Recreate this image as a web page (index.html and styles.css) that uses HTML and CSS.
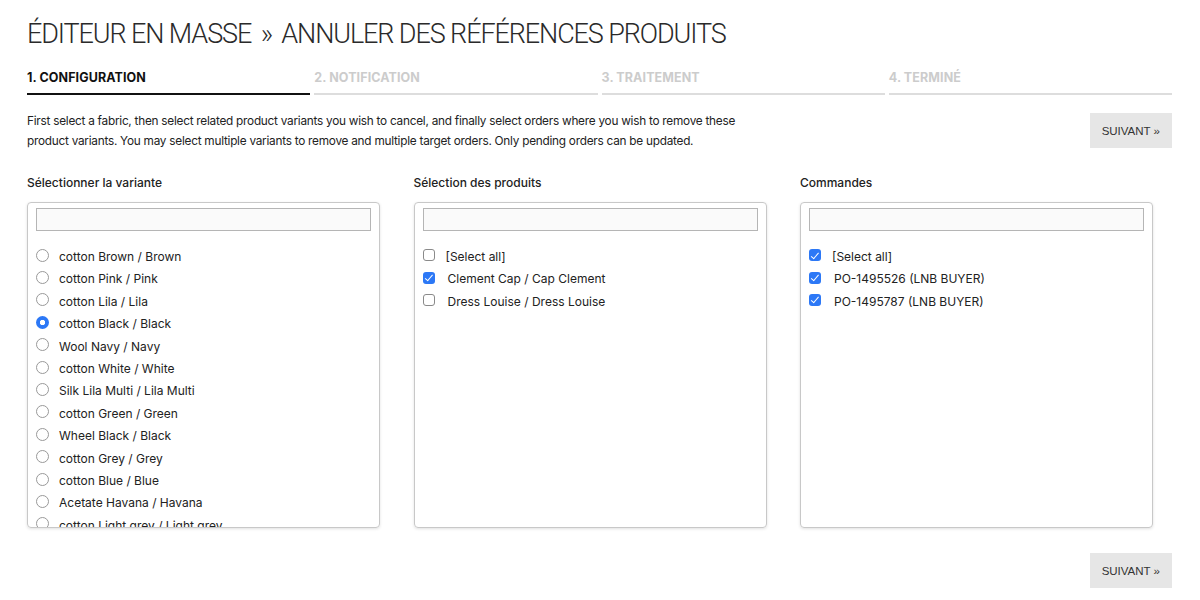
FILE: index.html
```html
<!DOCTYPE html>
<html lang="fr">
<head>
  <meta charset="UTF-8" />
  <meta name="viewport" content="width=device-width, initial-scale=1.0"/>
  <title>Éditeur en masse</title>
  <link rel="stylesheet" href="styles.css">
</head>
<body>
  <div class="page">
    <h1>ÉDITEUR EN MASSE <span class="sep">»</span> ANNULER DES RÉFÉRENCES PRODUITS</h1>

    <div class="steps">
      <div class="step active">1. CONFIGURATION</div>
      <div class="step">2. NOTIFICATION</div>
      <div class="step">3. TRAITEMENT</div>
      <div class="step">4. TERMINÉ</div>
    </div>

    <div class="intro">
      <p>First select a fabric, then select related product variants you wish to cancel, and finally select orders where you wish to remove these product variants. You may select multiple variants to remove and multiple target orders. Only pending orders can be updated.</p>
      <button class="btn">SUIVANT »</button>
    </div>

    <div class="columns">
      <div class="col">
        <div class="col-title">Sélectionner la variante</div>
        <div class="box">
          <input type="text" class="search" />
          <ul class="list">
            <li><label><input type="radio" name="v" /> cotton Brown / Brown</label></li>
            <li><label><input type="radio" name="v" /> cotton Pink / Pink</label></li>
            <li><label><input type="radio" name="v" /> cotton Lila / Lila</label></li>
            <li><label><input type="radio" name="v" checked /> cotton Black / Black</label></li>
            <li><label><input type="radio" name="v" /> Wool Navy / Navy</label></li>
            <li><label><input type="radio" name="v" /> cotton White / White</label></li>
            <li><label><input type="radio" name="v" /> Silk Lila Multi / Lila Multi</label></li>
            <li><label><input type="radio" name="v" /> cotton Green / Green</label></li>
            <li><label><input type="radio" name="v" /> Wheel Black / Black</label></li>
            <li><label><input type="radio" name="v" /> cotton Grey / Grey</label></li>
            <li><label><input type="radio" name="v" /> cotton Blue / Blue</label></li>
            <li><label><input type="radio" name="v" /> Acetate Havana / Havana</label></li>
            <li><label><input type="radio" name="v" /> cotton Light grey / Light grey</label></li>
          </ul>
        </div>
      </div>

      <div class="col">
        <div class="col-title">Sélection des produits</div>
        <div class="box">
          <input type="text" class="search" />
          <ul class="list">
            <li><label><input type="checkbox" /> [Select all]</label></li>
            <li><label><input type="checkbox" checked /> <span class="indent">Clement Cap / Cap Clement</span></label></li>
            <li><label><input type="checkbox" /> <span class="indent">Dress Louise / Dress Louise</span></label></li>
          </ul>
        </div>
      </div>

      <div class="col">
        <div class="col-title">Commandes</div>
        <div class="box">
          <input type="text" class="search" />
          <ul class="list">
            <li><label><input type="checkbox" checked /> [Select all]</label></li>
            <li><label><input type="checkbox" checked /> <span class="indent">PO-1495526 (LNB BUYER)</span></label></li>
            <li><label><input type="checkbox" checked /> <span class="indent">PO-1495787 (LNB BUYER)</span></label></li>
          </ul>
        </div>
      </div>
    </div>

    <div class="footer">
      <button class="btn">SUIVANT »</button>
    </div>
  </div>
</body>
</html>
```

FILE: styles.css
```css
body {
  margin: 0;
  font-family: Inter, "Noto Sans", sans-serif;
  color: #222;
  background: #fff;
}

.page {
  padding: 17px 28px 0 27px;
}

h1 {
  margin: 0;
  font-family: Roboto, Inter, sans-serif;
  font-size: 27px;
  font-weight: 300;
  line-height: 34px;
  color: #2a2a2a;
  letter-spacing: -1.1px;
}

h1 .sep {
  margin: 0 4px;
}

.steps {
  display: grid;
  grid-template-columns: repeat(4, 1fr);
  gap: 4px;
  margin-top: 19px;
}

.step {
  font-size: 12.5px;
  font-weight: 700;
  letter-spacing: 0.1px;
  color: #ccc;
  padding-bottom: 8px;
  border-bottom: 2px solid #ddd;
}

.step.active {
  color: #111;
  border-bottom-color: #111;
}

.intro {
  display: flex;
  justify-content: space-between;
  align-items: flex-start;
  margin-top: 16px;
}

.intro p {
  margin: 0;
  width: 740px;
  font-size: 11.8px;
  letter-spacing: -0.25px;
  line-height: 20px;
}

.btn {
  font-family: "Liberation Sans", Arial, sans-serif;
  font-size: 11.5px;
  color: #333;
  background: #e6e6e6;
  border: none;
  border-radius: 0;
  padding: 0 12px;
  height: 35px;
  margin-top: 2px;
}

.columns {
  display: grid;
  grid-template-columns: repeat(3, 353px);
  column-gap: 33.5px;
  margin-top: 24px;
}

.col-title {
  font-size: 12px;
  font-weight: 500;
  margin-bottom: 12px;
}

.box {
  height: 326px;
  box-sizing: border-box;
  border: 1px solid #c8c8c8;
  border-radius: 4px;
  box-shadow: 0 1px 3px rgba(0,0,0,0.12);
  padding: 5px 8px 0 8px;
  overflow: hidden;
}

.search {
  display: block;
  width: 100%;
  box-sizing: border-box;
  height: 23px;
  border: 1px solid #b5b5b5;
  background: #fafafa;
  margin: 0;
}

.list {
  list-style: none;
  margin: 15px 0 0 0;
  padding: 0;
}

.list li {
  height: 22.4px;
  font-size: 12px;
  line-height: 22.4px;
}

.list label {
  display: flex;
  align-items: center;
}

.list input {
  appearance: none;
  -webkit-appearance: none;
  width: 12px;
  height: 12px;
  margin: 0 11px 0 0;
  box-sizing: border-box;
  border: 1px solid #8a8a8a;
  background: #fff;
  position: relative;
  top: -2px;
  flex: none;
}

.list input[type="radio"] {
  width: 13px;
  height: 13px;
  margin-right: 10px;
  border-color: #999;
  border-radius: 50%;
}

.list input[type="radio"]:checked {
  border: none;
  background: radial-gradient(circle, #fff 0 2.4px, #2c78f6 3px);
}

.list input[type="checkbox"] {
  border-radius: 3px;
}

.list input[type="checkbox"]:checked {
  border: none;
  background: #2c78f6;
}

.list input[type="checkbox"]:checked::after {
  content: "";
  position: absolute;
  left: 4px;
  top: 1.5px;
  width: 3px;
  height: 6.5px;
  border: solid #fff;
  border-width: 0 1.8px 1.8px 0;
  transform: rotate(40deg);
}

.indent {
  margin-left: 2px;
}

.footer {
  display: flex;
  justify-content: flex-end;
  margin-top: 23px;
}
```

Given request — Print the complete listing exactly, apart from any pictures.

Answer to the exercise —
Recreate this image as a web page (index.html and styles.css) that uses HTML and CSS.
FILE: index.html
```html
<!DOCTYPE html>
<html lang="fr">
<head>
  <meta charset="UTF-8" />
  <meta name="viewport" content="width=device-width, initial-scale=1.0"/>
  <title>Éditeur en masse</title>
  <link rel="stylesheet" href="styles.css">
</head>
<body>
  <div class="page">
    <h1>ÉDITEUR EN MASSE <span class="sep">»</span> ANNULER DES RÉFÉRENCES PRODUITS</h1>

    <div class="steps">
      <div class="step active">1. CONFIGURATION</div>
      <div class="step">2. NOTIFICATION</div>
      <div class="step">3. TRAITEMENT</div>
      <div class="step">4. TERMINÉ</div>
    </div>

    <div class="intro">
      <p>First select a fabric, then select related product variants you wish to cancel, and finally select orders where you wish to remove these product variants. You may select multiple variants to remove and multiple target orders. Only pending orders can be updated.</p>
      <button class="btn">SUIVANT »</button>
    </div>

    <div class="columns">
      <div class="col">
        <div class="col-title">Sélectionner la variante</div>
        <div class="box">
          <input type="text" class="search" />
          <ul class="list">
            <li><label><input type="radio" name="v" /> cotton Brown / Brown</label></li>
            <li><label><input type="radio" name="v" /> cotton Pink / Pink</label></li>
            <li><label><input type="radio" name="v" /> cotton Lila / Lila</label></li>
            <li><label><input type="radio" name="v" checked /> cotton Black / Black</label></li>
            <li><label><input type="radio" name="v" /> Wool Navy / Navy</label></li>
            <li><label><input type="radio" name="v" /> cotton White / White</label></li>
            <li><label><input type="radio" name="v" /> Silk Lila Multi / Lila Multi</label></li>
            <li><label><input type="radio" name="v" /> cotton Green / Green</label></li>
            <li><label><input type="radio" name="v" /> Wheel Black / Black</label></li>
            <li><label><input type="radio" name="v" /> cotton Grey / Grey</label></li>
            <li><label><input type="radio" name="v" /> cotton Blue / Blue</label></li>
            <li><label><input type="radio" name="v" /> Acetate Havana / Havana</label></li>
            <li><label><input type="radio" name="v" /> cotton Light grey / Light grey</label></li>
          </ul>
        </div>
      </div>

      <div class="col">
        <div class="col-title">Sélection des produits</div>
        <div class="box">
          <input type="text" class="search" />
          <ul class="list">
            <li><label><input type="checkbox" /> [Select all]</label></li>
            <li><label><input type="checkbox" checked /> <span class="indent">Clement Cap / Cap Clement</span></label></li>
            <li><label><input type="checkbox" /> <span class="indent">Dress Louise / Dress Louise</span></label></li>
          </ul>
        </div>
      </div>

      <div class="col">
        <div class="col-title">Commandes</div>
        <div class="box">
          <input type="text" class="search" />
          <ul class="list">
            <li><label><input type="checkbox" checked /> [Select all]</label></li>
            <li><label><input type="checkbox" checked /> <span class="indent">PO-1495526 (LNB BUYER)</span></label></li>
            <li><label><input type="checkbox" checked /> <span class="indent">PO-1495787 (LNB BUYER)</span></label></li>
          </ul>
        </div>
      </div>
    </div>

    <div class="footer">
      <button class="btn">SUIVANT »</button>
    </div>
  </div>
</body>
</html>
```

FILE: styles.css
```css
body {
  margin: 0;
  font-family: Inter, "Noto Sans", sans-serif;
  color: #222;
  background: #fff;
}

.page {
  padding: 17px 28px 0 27px;
}

h1 {
  margin: 0;
  font-family: Roboto, Inter, sans-serif;
  font-size: 27px;
  font-weight: 300;
  line-height: 34px;
  color: #2a2a2a;
  letter-spacing: -1.1px;
}

h1 .sep {
  margin: 0 4px;
}

.steps {
  display: grid;
  grid-template-columns: repeat(4, 1fr);
  gap: 4px;
  margin-top: 19px;
}

.step {
  font-size: 12.5px;
  font-weight: 700;
  letter-spacing: 0.1px;
  color: #ccc;
  padding-bottom: 8px;
  border-bottom: 2px solid #ddd;
}

.step.active {
  color: #111;
  border-bottom-color: #111;
}

.intro {
  display: flex;
  justify-content: space-between;
  align-items: flex-start;
  margin-top: 16px;
}

.intro p {
  margin: 0;
  width: 740px;
  font-size: 11.8px;
  letter-spacing: -0.25px;
  line-height: 20px;
}

.btn {
  font-family: "Liberation Sans", Arial, sans-serif;
  font-size: 11.5px;
  color: #333;
  background: #e6e6e6;
  border: none;
  border-radius: 0;
  padding: 0 12px;
  height: 35px;
  margin-top: 2px;
}

.columns {
  display: grid;
  grid-template-columns: repeat(3, 353px);
  column-gap: 33.5px;
  margin-top: 24px;
}

.col-title {
  font-size: 12px;
  font-weight: 500;
  margin-bottom: 12px;
}

.box {
  height: 326px;
  box-sizing: border-box;
  border: 1px solid #c8c8c8;
  border-radius: 4px;
  box-shadow: 0 1px 3px rgba(0,0,0,0.12);
  padding: 5px 8px 0 8px;
  overflow: hidden;
}

.search {
  display: block;
  width: 100%;
  box-sizing: border-box;
  height: 23px;
  border: 1px solid #b5b5b5;
  background: #fafafa;
  margin: 0;
}

.list {
  list-style: none;
  margin: 15px 0 0 0;
  padding: 0;
}

.list li {
  height: 22.4px;
  font-size: 12px;
  line-height: 22.4px;
}

.list label {
  display: flex;
  align-items: center;
}

.list input {
  appearance: none;
  -webkit-appearance: none;
  width: 12px;
  height: 12px;
  margin: 0 11px 0 0;
  box-sizing: border-box;
  border: 1px solid #8a8a8a;
  background: #fff;
  position: relative;
  top: -2px;
  flex: none;
}

.list input[type="radio"] {
  width: 13px;
  height: 13px;
  margin-right: 10px;
  border-color: #999;
  border-radius: 50%;
}

.list input[type="radio"]:checked {
  border: none;
  background: radial-gradient(circle, #fff 0 2.4px, #2c78f6 3px);
}

.list input[type="checkbox"] {
  border-radius: 3px;
}

.list input[type="checkbox"]:checked {
  border: none;
  background: #2c78f6;
}

.list input[type="checkbox"]:checked::after {
  content: "";
  position: absolute;
  left: 4px;
  top: 1.5px;
  width: 3px;
  height: 6.5px;
  border: solid #fff;
  border-width: 0 1.8px 1.8px 0;
  transform: rotate(40deg);
}

.indent {
  margin-left: 2px;
}

.footer {
  display: flex;
  justify-content: flex-end;
  margin-top: 23px;
}
```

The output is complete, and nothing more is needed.